Anyone who needed more than Florence for their silly season fix could turn to Celebrity Big Brother, where Sally Bercow was simultaneously being entirely right and deeply wrong on live television. Her habitual references to how she needs to stick her finger up to the establishment were starting to grate before she even went in, so they became positively suicide-inducing once she was sat in the diary room, looking disarmingly like a Madame Tussauds version of herself. Her basic argument, that husbands can’t tell their wives what to do, is self-evidently true, but most people were more confused as to why a decent relationship would see a married couple do things which made their partner's career untenable. At the time of writing there were reports of Tory plots to oust the under-rated John Bercow from the Speaker's chair. These have now become a fixture of the summer, like Glastonbury and crap weather.
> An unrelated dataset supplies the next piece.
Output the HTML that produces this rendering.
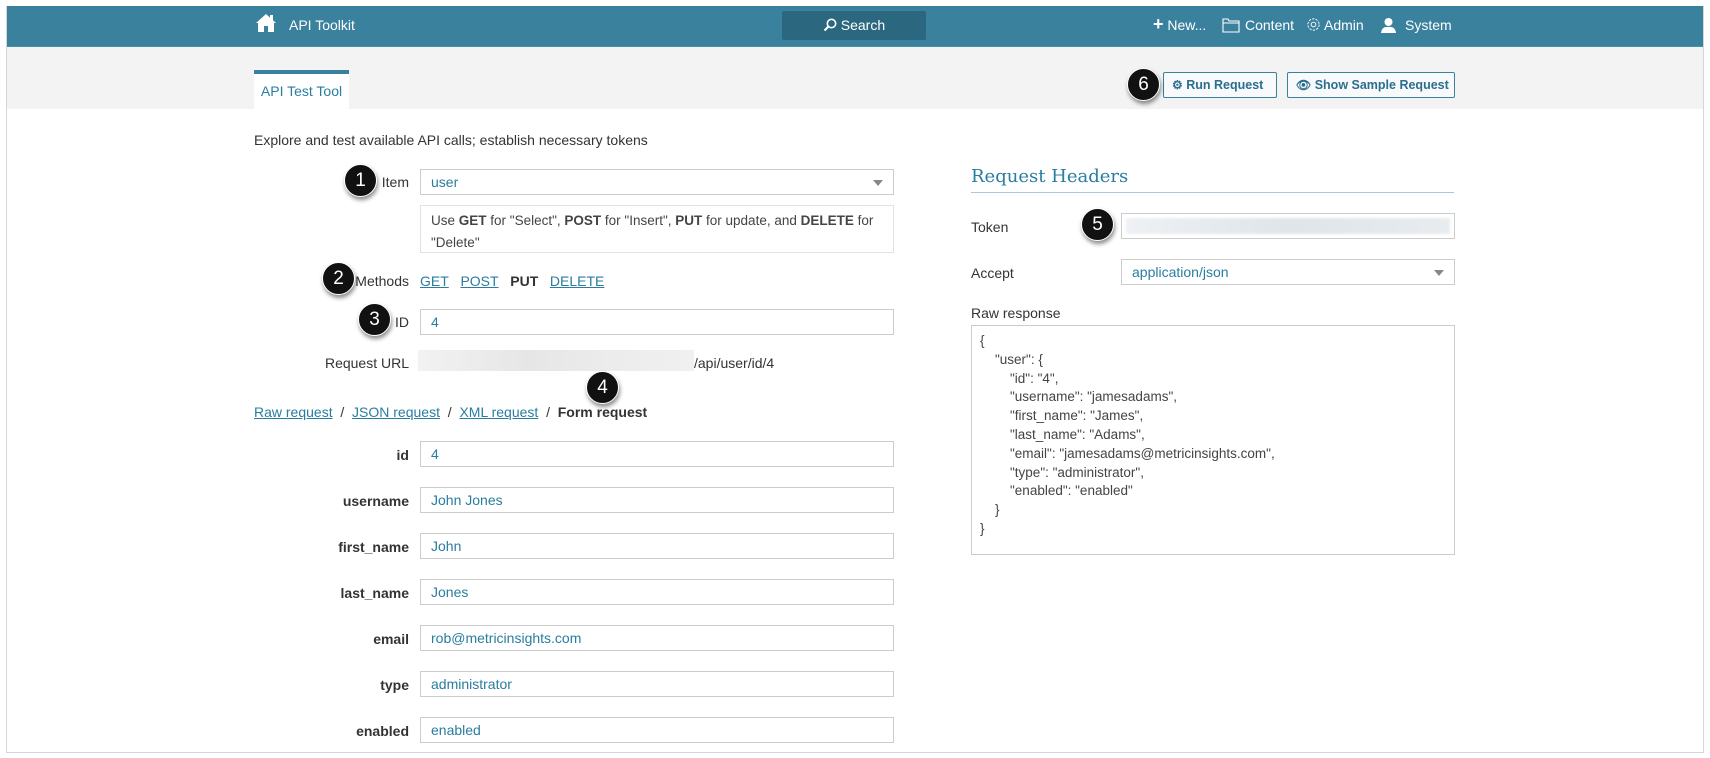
<!DOCTYPE html>
<html><head><meta charset="utf-8"><style>
*{box-sizing:border-box;margin:0;padding:0}
body{width:1710px;height:758px;background:#fff;font-family:"Liberation Sans",sans-serif;font-size:14px;color:#333;position:relative;overflow:hidden}
.abs{position:absolute}
.frame{left:6px;top:6px;width:1698px;height:747px;border:1px solid #d6d6d6;border-top:none}
.hdr{left:7px;top:6px;width:1696px;height:40px;background:#3a819e}
.sub{left:7px;top:46px;width:1696px;height:63px;background:#f3f3f3;border-top:1px solid #4d8fa9}
.ht{color:#fff;font-size:14px;top:17px}
.search{left:782px;top:11px;width:144px;height:29px;background:#2c6780;border-radius:2px;color:#fff;text-align:center;line-height:29px;font-size:14px}
.tab{left:254px;top:70px;width:95px;height:39px;background:#fff;border-top:4px solid #3a819e;color:#2a7da0;font-size:14px;text-align:center;line-height:34px}
.btn{top:72px;height:26px;border:1px solid #3a819e;border-radius:2px;background:#f7f9fa;color:#2a6f8f;font-weight:bold;font-size:12.5px;line-height:24px;padding-left:8px;white-space:nowrap;overflow:hidden}
.badge{width:33px;height:33px;border-radius:50%;background:#111;color:#fff;font-size:19px;text-align:center;line-height:31px;box-shadow:1px 3px 4px rgba(0,0,0,.45);border:1.5px solid #fff}
.inp{border:1px solid #ccc;height:26px;color:#2a7da0;padding-left:10px;line-height:24px;font-size:14px;background:#fff}
.lbl{text-align:right;width:200px;font-size:14px}
.b{font-weight:bold}
a{color:#2a7da0;text-decoration:underline}
.arrow{position:absolute;right:10px;top:10px;border-left:5px solid transparent;border-right:5px solid transparent;border-top:6px solid #888}
.json{font-size:13.5px;line-height:18.8px;color:#444;white-space:pre}
</style></head><body>
<div class="abs frame"></div>
<div class="abs hdr"></div>
<svg class="abs" style="left:255px;top:13px" width="22" height="20" viewBox="0 0 22 20"><path d="M11 1 L1 10 L3 10 L3 19 L9 19 L9 13 L13 13 L13 19 L19 19 L19 10 L21 10 Z" fill="#fff"/><rect x="15" y="2" width="3" height="6" fill="#fff"/></svg>
<div class="abs ht" style="left:289px">API Toolkit</div>
<div class="abs search"><svg style="vertical-align:-2px" width="14" height="14" viewBox="0 0 14 14"><circle cx="8.5" cy="5.5" r="4.2" fill="none" stroke="#fff" stroke-width="1.6"/><path d="M5.5 8.5 L1.5 12.5" stroke="#fff" stroke-width="2"/></svg> Search</div>
<div class="abs ht" style="left:1153px"><b style="font-size:18px;line-height:10px">+</b> New...</div>
<svg class="abs" style="left:1222px;top:18px" width="18" height="15" viewBox="0 0 18 15"><path d="M1 1 H6 L7 3 H17 V14 H1 Z M1 5 H17" fill="none" stroke="#fff" stroke-width="1.1"/></svg>
<div class="abs ht" style="left:1245px">Content</div>
<svg class="abs" style="left:1306px;top:17px" width="15" height="15" viewBox="0 0 16 16"><circle cx="8" cy="8" r="2.5" fill="none" stroke="#fff"/><circle cx="8" cy="8" r="6" fill="none" stroke="#fff" stroke-dasharray="2.5 1.3"/></svg>
<div class="abs ht" style="left:1324px">Admin</div>
<svg class="abs" style="left:1381px;top:17px" width="15" height="16" viewBox="0 0 15 16"><circle cx="7.5" cy="5" r="4" fill="#fff"/><path d="M0 16 Q1 9 7.5 10 Q14 9 15 16Z" fill="#fff"/></svg>
<div class="abs ht" style="left:1405px">System</div>

<div class="abs sub"></div>
<div class="abs tab">API Test Tool</div>
<div class="abs btn" style="left:1163px;width:114px"><span style="font-size:12px">⚙</span> Run Request</div>
<div class="abs btn" style="left:1287px;width:168px"><span style="font-size:12px">👁</span> Show Sample Request</div>
<div class="abs badge" style="left:1127px;top:68px">6</div>

<div class="abs" style="left:254px;top:132px">Explore and test available API calls; establish necessary tokens</div>

<div class="abs lbl" style="left:209px;top:174px">Item</div>
<div class="abs inp" style="left:420px;top:169px;width:474px">user<span class="arrow"></span></div>
<div class="abs" style="left:420px;top:205px;width:474px;height:48px;border:1px solid #e2e2e2;padding:4px 10px;line-height:22px;font-size:13.5px;color:#444">Use <b>GET</b> for "Select", <b>POST</b> for "Insert", <b>PUT</b> for update, and <b>DELETE</b> for "Delete"</div>
<div class="abs lbl" style="left:209px;top:273px">Methods</div>
<div class="abs" style="left:420px;top:273px"><a>GET</a>&nbsp;&nbsp; <a>POST</a>&nbsp;&nbsp; <b>PUT</b>&nbsp;&nbsp; <a>DELETE</a></div>
<div class="abs lbl" style="left:209px;top:314px">ID</div>
<div class="abs inp" style="left:420px;top:309px;width:474px">4</div>
<div class="abs lbl" style="left:209px;top:355px">Request URL</div>
<div class="abs" style="left:418px;top:350px;width:276px;height:21px;background:linear-gradient(90deg,#f2f2f2,#e6e6e6 40%,#ececec 70%,#f0f0f0)"></div>
<div class="abs" style="left:694px;top:355px">/api/user/id/4</div>
<div class="abs" style="left:254px;top:404px"><a>Raw request</a>&nbsp; /&nbsp; <a>JSON request</a>&nbsp; /&nbsp; <a>XML request</a>&nbsp; /&nbsp; <b>Form request</b></div>

<div class="abs lbl b" style="left:209px;top:447px">id</div>
<div class="abs inp" style="left:420px;top:441px;width:474px">4</div>
<div class="abs lbl b" style="left:209px;top:493px">username</div>
<div class="abs inp" style="left:420px;top:487px;width:474px">John Jones</div>
<div class="abs lbl b" style="left:209px;top:539px">first_name</div>
<div class="abs inp" style="left:420px;top:533px;width:474px">John</div>
<div class="abs lbl b" style="left:209px;top:585px">last_name</div>
<div class="abs inp" style="left:420px;top:579px;width:474px">Jones</div>
<div class="abs lbl b" style="left:209px;top:631px">email</div>
<div class="abs inp" style="left:420px;top:625px;width:474px">rob@metricinsights.com</div>
<div class="abs lbl b" style="left:209px;top:677px">type</div>
<div class="abs inp" style="left:420px;top:671px;width:474px">administrator</div>
<div class="abs lbl b" style="left:209px;top:723px">enabled</div>
<div class="abs inp" style="left:420px;top:717px;width:474px">enabled</div>

<div class="abs badge" style="left:344px;top:164px">1</div>
<div class="abs badge" style="left:322px;top:262px">2</div>
<div class="abs badge" style="left:358px;top:303px">3</div>
<div class="abs badge" style="left:586px;top:371px">4</div>

<div class="abs" style="left:971px;top:166px;font-family:'DejaVu Serif','Liberation Serif',serif;font-size:18px;color:#2a7da0">Request Headers</div>
<div class="abs" style="left:971px;top:192px;width:483px;height:1px;background:#a9cbd9"></div>
<div class="abs" style="left:971px;top:219px">Token</div>
<div class="abs inp" style="left:1121px;top:213px;width:334px;padding:4px"><div style="height:16px;background:linear-gradient(90deg,#eef1f4,#dfe5ea 50%,#e8ecef);filter:blur(1px)"></div></div>
<div class="abs badge" style="left:1081px;top:208px">5</div>
<div class="abs" style="left:971px;top:265px">Accept</div>
<div class="abs inp" style="left:1121px;top:259px;width:334px">application/json<span class="arrow"></span></div>
<div class="abs" style="left:971px;top:305px">Raw response</div>
<div class="abs json" style="left:971px;top:325px;width:484px;height:230px;border:1px solid #ccc;padding:6px 8px">{
    "user": {
        "id": "4",
        "username": "jamesadams",
        "first_name": "James",
        "last_name": "Adams",
        "email": "jamesadams@metricinsights.com",
        "type": "administrator",
        "enabled": "enabled"
    }
}</div>
</body></html>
If, as expected, she's kicked out tonight, he'll probably survive.

Those of you still banging on about England's recent complete social and moral breakdown could catch the tail-end of the debate this week, as a problem that really wasn't even remotely sorted was swept under the carpet. Cameron, who spent the rest of the week praising human rights in other countries, dedicated Sunday to condemning them in the UK as a motivating factor. All this talk of human rights and 'elf and safety finally dragged the Lib Dems out of their morbid extinction coma, whereupon they began making subdued, threatening noises in the prime minister's direction. Epically overrated home secretary Theresa May tabled a meeting with Facebook, Twitter and Blackberry to tell them that she was going to close them all down during emergencies, only to realise that no, she couldn’t.

The rest of the week was entirely unsurprising. Andy Coulson continued to make life difficult by behaving in precisely the way you’d predict from a man who resigned for his underlings' criminal activities from one job only to be taken up in another without any due diligence checks. Hillsborough campaigners were granted the luxury of finding out information they should have been given access to a generation ago. Health and safety laws were shown to be mostly mad. Jacqui Smith demonstrated her unsuitability for office, but with a new twist. Cameron was shown to not really mean many of the things he says. The immigration cap failed to work. David Starkey was accused of not being a very good historian. And Clegg was reminded that he is not very popular among left-leaning Lib Dem voters.

Now that's the kind of news you can rely on. This stuff about Britain securing a people's freedom in a legal and internationally supported conflict is just confusing.